# [EXERCISE DETAILS]
Scan the material for the word "components", and copy each line where it shows up.

>> Begin RECORDED DATA

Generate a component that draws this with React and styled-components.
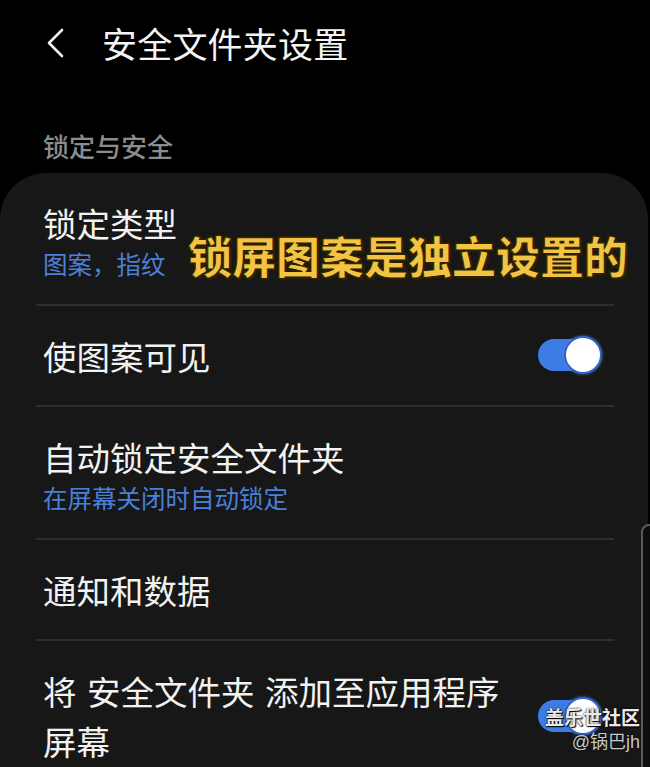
import styled, { createGlobalStyle } from "styled-components";

const GlobalStyle = createGlobalStyle`
	html, body {
		margin: 0;
		padding: 0;
		background: #000;
		height: 767px;
		overflow: hidden;
	}
	body {
		font-family: "Noto Sans CJK SC", "Noto Sans", sans-serif;
		color: #f2f2f2;
	}
`;

const rows = [
	{ title: "锁定类型", sub: "图案，指纹" },
	{ title: "使图案可见", toggle: true },
	{ title: "自动锁定安全文件夹", sub: "在屏幕关闭时自动锁定" },
	{ title: "通知和数据" },
	{ title: "将 安全文件夹 添加至应用程序屏幕", toggle: true, last: true },
];

const App = () => {
	return (
		<Screen>
			<GlobalStyle />
			<TopBar>
				<BackButton>
					<svg width="22" height="30" viewBox="0 0 22 30">
						<path d="M18 2 L5 15 L18 28" fill="none" stroke="#f2f2f2" strokeWidth="2.6" strokeLinecap="round" strokeLinejoin="round" />
					</svg>
				</BackButton>
				<PageTitle>安全文件夹设置</PageTitle>
			</TopBar>

			<SectionHeader>锁定与安全</SectionHeader>

			<Card>
				{rows.map((row) => (
					<Row key={row.title} last={row.last}>
						<RowText>
							<RowTitle>{row.title}</RowTitle>
							{row.sub && <RowSub>{row.sub}</RowSub>}
						</RowText>
						{row.toggle && (
							<Switch>
								<Thumb />
							</Switch>
						)}
					</Row>
				))}
			</Card>

			<Caption>锁屏图案是独立设置的</Caption>
			<ScrollTrack />
			<Watermark>
				<WatermarkName>盖乐世社区</WatermarkName>
				<WatermarkUser>@锅巴jh</WatermarkUser>
			</Watermark>
		</Screen>
	);
};

export default App;

const Screen = styled.div`
	position: relative;
	width: 650px;
	height: 767px;
	overflow: hidden;
	background: #000;
`;

const TopBar = styled.div`
	display: flex;
	align-items: center;
	height: 86px;
	padding-left: 44px;
	gap: 36px;
`;

const BackButton = styled.div`
	display: flex;
	align-items: center;
	width: 22px;
	height: 30px;
	margin-top: -1px;
`;

const PageTitle = styled.h1`
	margin: 0;
	font-size: 35px;
	font-weight: 400;
	line-height: 44px;
	color: #f4f4f4;
	letter-spacing: 0.2px;
`;

const SectionHeader = styled.div`
	padding: 42px 0 9px 43px;
	font-size: 26px;
	line-height: 36px;
	font-weight: 500;
	color: #8c8c8c;
`;

const Card = styled.div`
	width: 648px;
	background: #171717;
	border-radius: 46px 46px 0 0;
	padding: 0 34px 0 36px;
	box-sizing: border-box;
`;

const Row = styled.div`
	display: flex;
	align-items: center;
	justify-content: space-between;
	padding: 25px 14px 25px 7px;
	border-bottom: ${(p) => (p.last ? "none" : "2px solid #2e2e2e")};
`;

const RowText = styled.div`
	display: flex;
	flex-direction: column;
	max-width: 470px;
`;

const RowTitle = styled.div`
	font-size: 33.5px;
	line-height: 49.5px;
	color: #f2f2f2;
	word-spacing: 3px;
`;

const RowSub = styled.div`
	font-size: 24.5px;
	line-height: 31px;
	color: #4a80d8;
`;

const Switch = styled.div`
	position: relative;
	flex-shrink: 0;
	width: 62px;
	height: 32px;
	border-radius: 16px;
	background: #3d7be5;
`;

const Thumb = styled.div`
	position: absolute;
	right: -2px;
	top: -3px;
	width: 34px;
	height: 34px;
	border-radius: 50%;
	background: #fff;
	border: 2px solid #2f64c9;
	box-shadow: 0 0 3px rgba(90, 140, 240, 0.8);
`;

const Caption = styled.div`
	position: absolute;
	left: 188px;
	top: 229px;
	font-size: 44px;
	line-height: 52px;
	font-weight: 900;
	color: #f3c343;
	-webkit-text-stroke: 1px #2b2000;
	text-shadow: 2px 2px 0 #2a1e00, -1px -1px 0 #2a1e00, 1px -1px 0 #2a1e00, -1px 1px 0 #2a1e00;
`;

const ScrollTrack = styled.div`
	position: absolute;
	left: 641px;
	top: 524px;
	width: 20px;
	height: 260px;
	border: 2px solid #5a5a5a;
	border-radius: 8px 0 0 0;
	background: #0e0e0e;
`;

const Watermark = styled.div`
	position: absolute;
	right: 10px;
	top: 703px;
	display: flex;
	flex-direction: column;
	align-items: flex-end;
`;

const WatermarkName = styled.div`
	font-size: 19px;
	line-height: 28px;
	font-weight: 700;
	color: #eaeaea;
	text-shadow: 0 0 2px #000, 1px 1px 1px #000;
`;

const WatermarkUser = styled.div`
	font-family: "Liberation Sans", "Noto Sans CJK SC", sans-serif;
	font-size: 18px;
	line-height: 22px;
	color: #c8c8c8;
	text-shadow: 0 0 2px #000;
`;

>> End RECORDED DATA

# [TASK RESPONSE]
Generate a component that draws this with React and styled-components.
import styled, { createGlobalStyle } from "styled-components";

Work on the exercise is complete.